Genialne obrazy i arcybarwne życie. Podróże do Włoch, Niemiec czy Ameryki, a do tego jeszcze dramatyczne okoliczności wydostania się z bolszewickiej Rosji za cenę, która nie pozwoliła już nigdy zaznać jej spokoju. Pytanie tylko, czy największej polskiej malarce Tamarze Łempickiej (1898-1980) na tym rzeczywiście zależało? Na ołtarzu sztuki składała przecież ofiary, które prowadziły do wyniszczenia i sama była niebywałym kłębowiskiem sprzeczności, świadkiem epoki. Życie przegrane? Życie wygrane? „Ja, Tamara”, to pierwsza powieść o największej polskiej malarce. Grzegorz Musiał namalował postać, którą najpierw chcemy potępić, by za chwilę wielbić.
Znała wszystkich wielkich artystów, którzy w okresie międzywojennym w Paryżu mieszkali i do Paryża zjeżdżali: Pablo Picasso, André Gide, Jean Cocteau, Gertruda Stein, Coco Chanel, Marlena Dietrich.
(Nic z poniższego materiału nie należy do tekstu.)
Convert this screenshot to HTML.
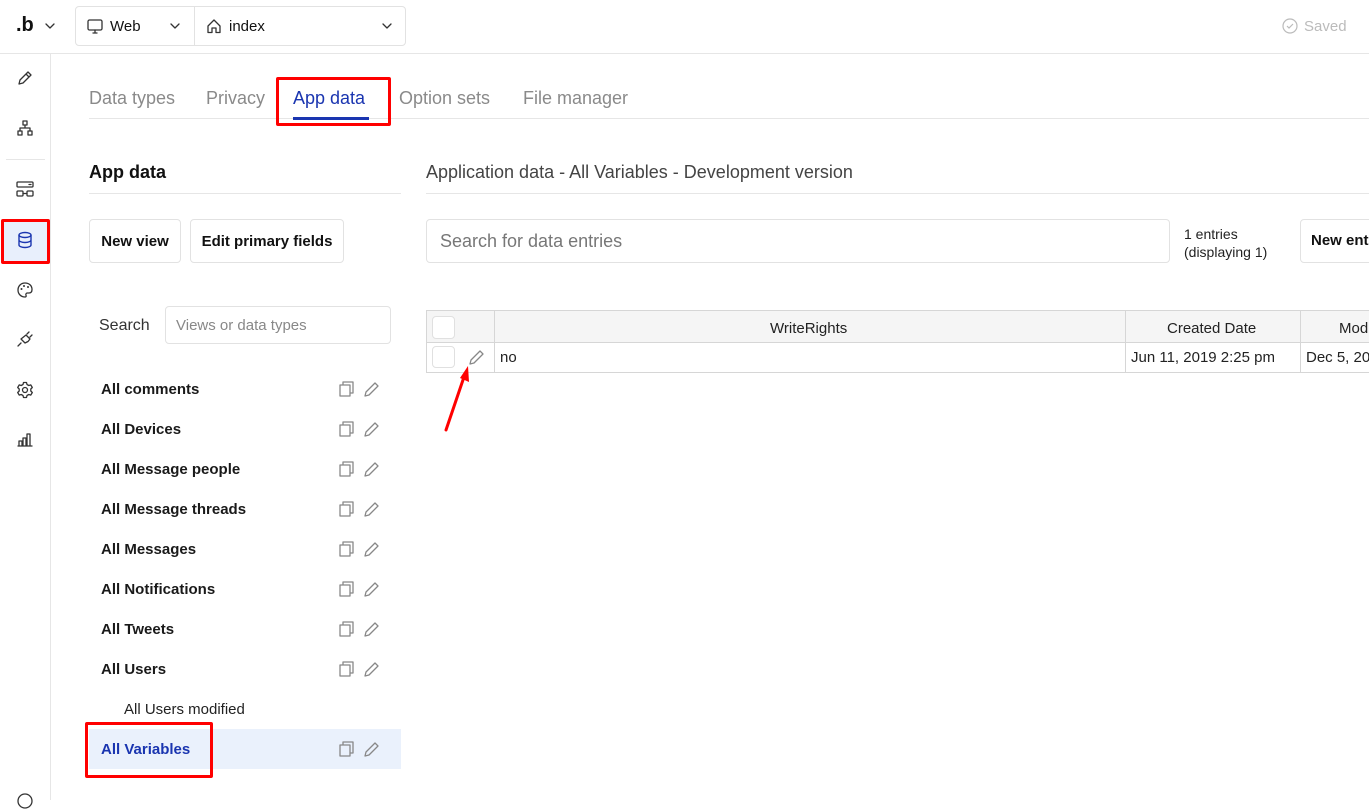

Ekscentryczna Tamara w powieści Grzegorza Musiała to postać absolutnie niepodległa, skrajnie odważna, swoją niezależnością często raniąca najbliższych.
Łempicka demaskuje mielizny części paryskiej bohemy znajdującej się pod urokiem i wpływami sowieckiej Rosji, jednocześnie wchodzi w ten świat, nie potrafi sobie niczego odmówić, a szczególnie narkotyków i zapładniających ją twórczo erotycznych podbojów, z których łatwo się rozgrzesza.